AIM. Give only the number of lines where "that" occurs.
>>
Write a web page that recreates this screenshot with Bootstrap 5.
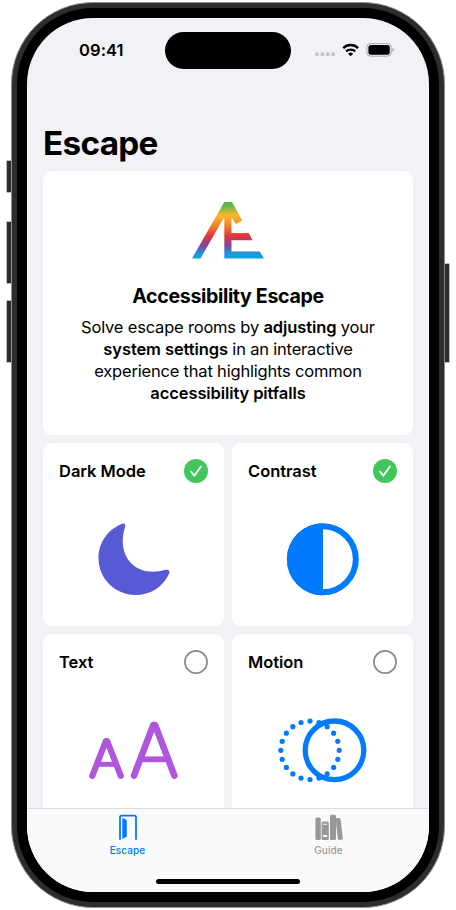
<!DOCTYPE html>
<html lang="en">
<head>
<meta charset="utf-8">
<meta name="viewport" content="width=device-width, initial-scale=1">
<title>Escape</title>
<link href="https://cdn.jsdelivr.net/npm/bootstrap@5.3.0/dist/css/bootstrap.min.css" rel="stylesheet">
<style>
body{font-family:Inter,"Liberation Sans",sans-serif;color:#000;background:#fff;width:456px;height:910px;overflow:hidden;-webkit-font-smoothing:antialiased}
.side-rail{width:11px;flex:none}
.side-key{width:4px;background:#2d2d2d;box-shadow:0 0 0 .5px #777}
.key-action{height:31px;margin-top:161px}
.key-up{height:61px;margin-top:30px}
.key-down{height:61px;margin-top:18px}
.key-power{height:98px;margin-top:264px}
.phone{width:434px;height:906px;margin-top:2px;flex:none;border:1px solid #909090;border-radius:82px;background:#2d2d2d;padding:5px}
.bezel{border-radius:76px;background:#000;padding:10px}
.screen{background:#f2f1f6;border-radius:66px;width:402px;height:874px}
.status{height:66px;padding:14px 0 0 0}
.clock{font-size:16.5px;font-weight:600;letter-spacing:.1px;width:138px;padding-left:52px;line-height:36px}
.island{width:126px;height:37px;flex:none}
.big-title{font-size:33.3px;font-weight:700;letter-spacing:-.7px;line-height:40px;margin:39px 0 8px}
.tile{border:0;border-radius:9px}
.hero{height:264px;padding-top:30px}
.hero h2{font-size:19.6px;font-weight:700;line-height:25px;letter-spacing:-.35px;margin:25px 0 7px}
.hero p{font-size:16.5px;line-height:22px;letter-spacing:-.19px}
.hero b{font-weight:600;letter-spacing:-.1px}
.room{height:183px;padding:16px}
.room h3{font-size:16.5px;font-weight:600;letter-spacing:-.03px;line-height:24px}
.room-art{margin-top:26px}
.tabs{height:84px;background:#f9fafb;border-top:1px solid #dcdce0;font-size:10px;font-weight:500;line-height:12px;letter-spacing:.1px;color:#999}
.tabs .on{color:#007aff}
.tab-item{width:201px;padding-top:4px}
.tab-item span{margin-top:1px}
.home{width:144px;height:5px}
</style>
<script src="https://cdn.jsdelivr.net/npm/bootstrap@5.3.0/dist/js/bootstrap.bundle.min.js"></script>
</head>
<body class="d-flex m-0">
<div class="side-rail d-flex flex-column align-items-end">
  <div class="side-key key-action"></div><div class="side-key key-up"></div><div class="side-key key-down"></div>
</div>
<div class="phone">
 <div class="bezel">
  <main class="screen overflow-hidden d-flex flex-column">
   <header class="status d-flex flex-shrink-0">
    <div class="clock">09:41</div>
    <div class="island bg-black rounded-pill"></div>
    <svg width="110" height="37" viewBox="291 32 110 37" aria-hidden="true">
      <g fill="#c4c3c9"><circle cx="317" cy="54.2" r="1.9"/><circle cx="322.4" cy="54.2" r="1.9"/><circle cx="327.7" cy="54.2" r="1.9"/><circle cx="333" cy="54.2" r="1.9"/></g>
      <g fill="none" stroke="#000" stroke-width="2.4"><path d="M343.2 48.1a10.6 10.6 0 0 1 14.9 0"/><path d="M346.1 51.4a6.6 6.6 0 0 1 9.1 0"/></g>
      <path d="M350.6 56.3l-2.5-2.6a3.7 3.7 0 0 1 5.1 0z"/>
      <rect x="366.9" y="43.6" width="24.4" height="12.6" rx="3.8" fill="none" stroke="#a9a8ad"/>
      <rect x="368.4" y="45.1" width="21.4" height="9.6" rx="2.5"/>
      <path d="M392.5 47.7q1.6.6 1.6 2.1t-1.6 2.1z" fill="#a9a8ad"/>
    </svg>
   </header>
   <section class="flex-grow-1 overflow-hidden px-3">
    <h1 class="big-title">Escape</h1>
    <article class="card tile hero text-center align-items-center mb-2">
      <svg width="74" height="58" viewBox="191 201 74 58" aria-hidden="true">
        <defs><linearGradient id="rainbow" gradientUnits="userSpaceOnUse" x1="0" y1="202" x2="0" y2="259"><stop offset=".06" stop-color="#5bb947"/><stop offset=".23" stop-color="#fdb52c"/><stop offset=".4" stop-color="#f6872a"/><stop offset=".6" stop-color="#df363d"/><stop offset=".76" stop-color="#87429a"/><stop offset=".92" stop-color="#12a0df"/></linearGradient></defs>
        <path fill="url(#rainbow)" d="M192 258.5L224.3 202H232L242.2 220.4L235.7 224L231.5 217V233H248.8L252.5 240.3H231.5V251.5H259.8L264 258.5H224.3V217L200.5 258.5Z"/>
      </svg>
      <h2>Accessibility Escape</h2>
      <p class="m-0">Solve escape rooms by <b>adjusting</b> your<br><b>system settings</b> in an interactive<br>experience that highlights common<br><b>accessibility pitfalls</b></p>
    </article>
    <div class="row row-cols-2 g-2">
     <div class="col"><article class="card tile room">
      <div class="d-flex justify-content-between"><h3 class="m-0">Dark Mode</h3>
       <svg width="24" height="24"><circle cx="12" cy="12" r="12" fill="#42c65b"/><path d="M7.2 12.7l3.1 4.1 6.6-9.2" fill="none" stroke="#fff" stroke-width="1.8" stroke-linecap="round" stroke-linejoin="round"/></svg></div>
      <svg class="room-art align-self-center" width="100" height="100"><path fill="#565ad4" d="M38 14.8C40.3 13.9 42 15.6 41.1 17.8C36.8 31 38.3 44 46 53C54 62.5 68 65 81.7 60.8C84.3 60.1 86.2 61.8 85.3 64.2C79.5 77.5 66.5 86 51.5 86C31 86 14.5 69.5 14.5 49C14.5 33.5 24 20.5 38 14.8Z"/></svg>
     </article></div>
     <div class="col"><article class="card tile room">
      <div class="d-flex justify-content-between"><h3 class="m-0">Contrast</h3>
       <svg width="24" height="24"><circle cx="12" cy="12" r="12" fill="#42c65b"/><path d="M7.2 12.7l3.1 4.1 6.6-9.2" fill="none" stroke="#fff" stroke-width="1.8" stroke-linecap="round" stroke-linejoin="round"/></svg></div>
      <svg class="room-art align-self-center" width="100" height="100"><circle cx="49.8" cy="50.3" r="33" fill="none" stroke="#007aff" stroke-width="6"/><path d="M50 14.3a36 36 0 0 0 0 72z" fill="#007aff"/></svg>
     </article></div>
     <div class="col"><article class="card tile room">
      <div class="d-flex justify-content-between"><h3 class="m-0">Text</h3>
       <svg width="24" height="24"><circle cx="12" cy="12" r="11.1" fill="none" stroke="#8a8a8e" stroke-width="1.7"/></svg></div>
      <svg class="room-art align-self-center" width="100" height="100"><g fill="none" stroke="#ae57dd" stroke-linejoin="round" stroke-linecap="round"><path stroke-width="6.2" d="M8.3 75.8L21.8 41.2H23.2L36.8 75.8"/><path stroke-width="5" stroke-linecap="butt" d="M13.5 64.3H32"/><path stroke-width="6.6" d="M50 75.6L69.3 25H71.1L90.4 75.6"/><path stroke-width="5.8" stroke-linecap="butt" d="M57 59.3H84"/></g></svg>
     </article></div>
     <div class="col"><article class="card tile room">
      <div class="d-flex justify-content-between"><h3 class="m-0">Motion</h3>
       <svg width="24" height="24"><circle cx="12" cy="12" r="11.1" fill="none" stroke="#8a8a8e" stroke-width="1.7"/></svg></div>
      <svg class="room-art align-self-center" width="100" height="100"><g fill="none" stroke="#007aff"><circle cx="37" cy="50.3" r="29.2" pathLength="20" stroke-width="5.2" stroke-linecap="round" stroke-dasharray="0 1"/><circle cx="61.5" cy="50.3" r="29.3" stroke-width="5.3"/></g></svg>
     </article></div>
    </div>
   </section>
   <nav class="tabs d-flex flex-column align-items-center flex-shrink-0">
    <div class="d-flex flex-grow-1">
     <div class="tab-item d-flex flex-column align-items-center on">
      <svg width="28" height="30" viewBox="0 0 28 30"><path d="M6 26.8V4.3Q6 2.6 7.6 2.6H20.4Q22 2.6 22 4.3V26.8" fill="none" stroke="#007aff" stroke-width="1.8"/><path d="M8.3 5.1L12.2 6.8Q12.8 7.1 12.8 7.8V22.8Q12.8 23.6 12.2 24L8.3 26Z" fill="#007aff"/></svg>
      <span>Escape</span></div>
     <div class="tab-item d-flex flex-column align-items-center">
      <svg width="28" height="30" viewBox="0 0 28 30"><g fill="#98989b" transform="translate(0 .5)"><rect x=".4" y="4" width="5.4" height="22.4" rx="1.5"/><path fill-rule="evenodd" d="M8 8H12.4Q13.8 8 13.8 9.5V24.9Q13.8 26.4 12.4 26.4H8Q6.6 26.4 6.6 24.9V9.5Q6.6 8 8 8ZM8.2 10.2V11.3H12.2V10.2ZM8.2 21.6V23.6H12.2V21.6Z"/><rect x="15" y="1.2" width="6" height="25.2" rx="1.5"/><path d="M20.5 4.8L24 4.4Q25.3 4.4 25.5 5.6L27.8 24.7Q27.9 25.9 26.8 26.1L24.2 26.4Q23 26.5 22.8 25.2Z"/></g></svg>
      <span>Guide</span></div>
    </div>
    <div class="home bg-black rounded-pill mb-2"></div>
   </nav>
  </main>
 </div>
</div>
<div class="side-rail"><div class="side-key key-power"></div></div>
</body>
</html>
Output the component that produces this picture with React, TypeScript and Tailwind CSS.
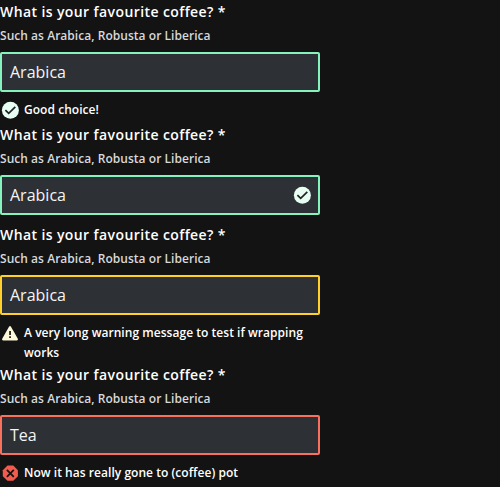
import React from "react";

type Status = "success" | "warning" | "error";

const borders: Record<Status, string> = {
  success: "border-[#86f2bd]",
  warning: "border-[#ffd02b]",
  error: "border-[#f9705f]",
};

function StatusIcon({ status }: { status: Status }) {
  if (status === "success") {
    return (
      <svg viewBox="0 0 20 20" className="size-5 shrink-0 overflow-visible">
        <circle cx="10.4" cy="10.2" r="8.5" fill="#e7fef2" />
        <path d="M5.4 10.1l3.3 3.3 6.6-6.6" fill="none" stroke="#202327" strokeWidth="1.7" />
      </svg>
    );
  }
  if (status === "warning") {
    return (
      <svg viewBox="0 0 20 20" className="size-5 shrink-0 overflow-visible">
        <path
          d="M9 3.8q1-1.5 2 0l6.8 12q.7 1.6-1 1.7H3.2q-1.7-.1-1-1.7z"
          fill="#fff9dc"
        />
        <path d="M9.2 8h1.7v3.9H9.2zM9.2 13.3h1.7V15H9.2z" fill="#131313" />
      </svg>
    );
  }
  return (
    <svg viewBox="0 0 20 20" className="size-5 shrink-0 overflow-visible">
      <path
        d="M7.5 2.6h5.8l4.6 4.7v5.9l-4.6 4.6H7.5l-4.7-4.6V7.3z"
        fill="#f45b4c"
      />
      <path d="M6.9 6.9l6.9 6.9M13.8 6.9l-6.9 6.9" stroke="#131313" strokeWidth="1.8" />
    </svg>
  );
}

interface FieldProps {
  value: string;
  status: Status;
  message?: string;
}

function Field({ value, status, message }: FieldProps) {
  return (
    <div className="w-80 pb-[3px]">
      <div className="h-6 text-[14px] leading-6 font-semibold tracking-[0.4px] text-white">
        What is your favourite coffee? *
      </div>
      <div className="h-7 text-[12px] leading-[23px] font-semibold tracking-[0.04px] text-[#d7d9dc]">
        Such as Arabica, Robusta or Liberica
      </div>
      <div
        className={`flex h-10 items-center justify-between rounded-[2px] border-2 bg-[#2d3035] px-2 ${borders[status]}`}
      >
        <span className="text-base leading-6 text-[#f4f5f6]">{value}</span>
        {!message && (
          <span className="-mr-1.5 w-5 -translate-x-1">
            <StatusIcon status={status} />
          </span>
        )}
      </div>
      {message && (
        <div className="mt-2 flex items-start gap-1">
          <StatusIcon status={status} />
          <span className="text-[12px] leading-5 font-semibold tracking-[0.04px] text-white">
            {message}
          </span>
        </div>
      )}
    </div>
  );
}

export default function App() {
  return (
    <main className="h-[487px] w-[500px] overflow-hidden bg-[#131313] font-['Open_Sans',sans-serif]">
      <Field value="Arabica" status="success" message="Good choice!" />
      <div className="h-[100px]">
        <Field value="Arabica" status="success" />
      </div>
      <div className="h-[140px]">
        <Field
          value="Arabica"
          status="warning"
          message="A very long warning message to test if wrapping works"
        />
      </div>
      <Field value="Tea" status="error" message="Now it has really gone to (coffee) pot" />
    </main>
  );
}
<<
CORRECT RESPONSE. 3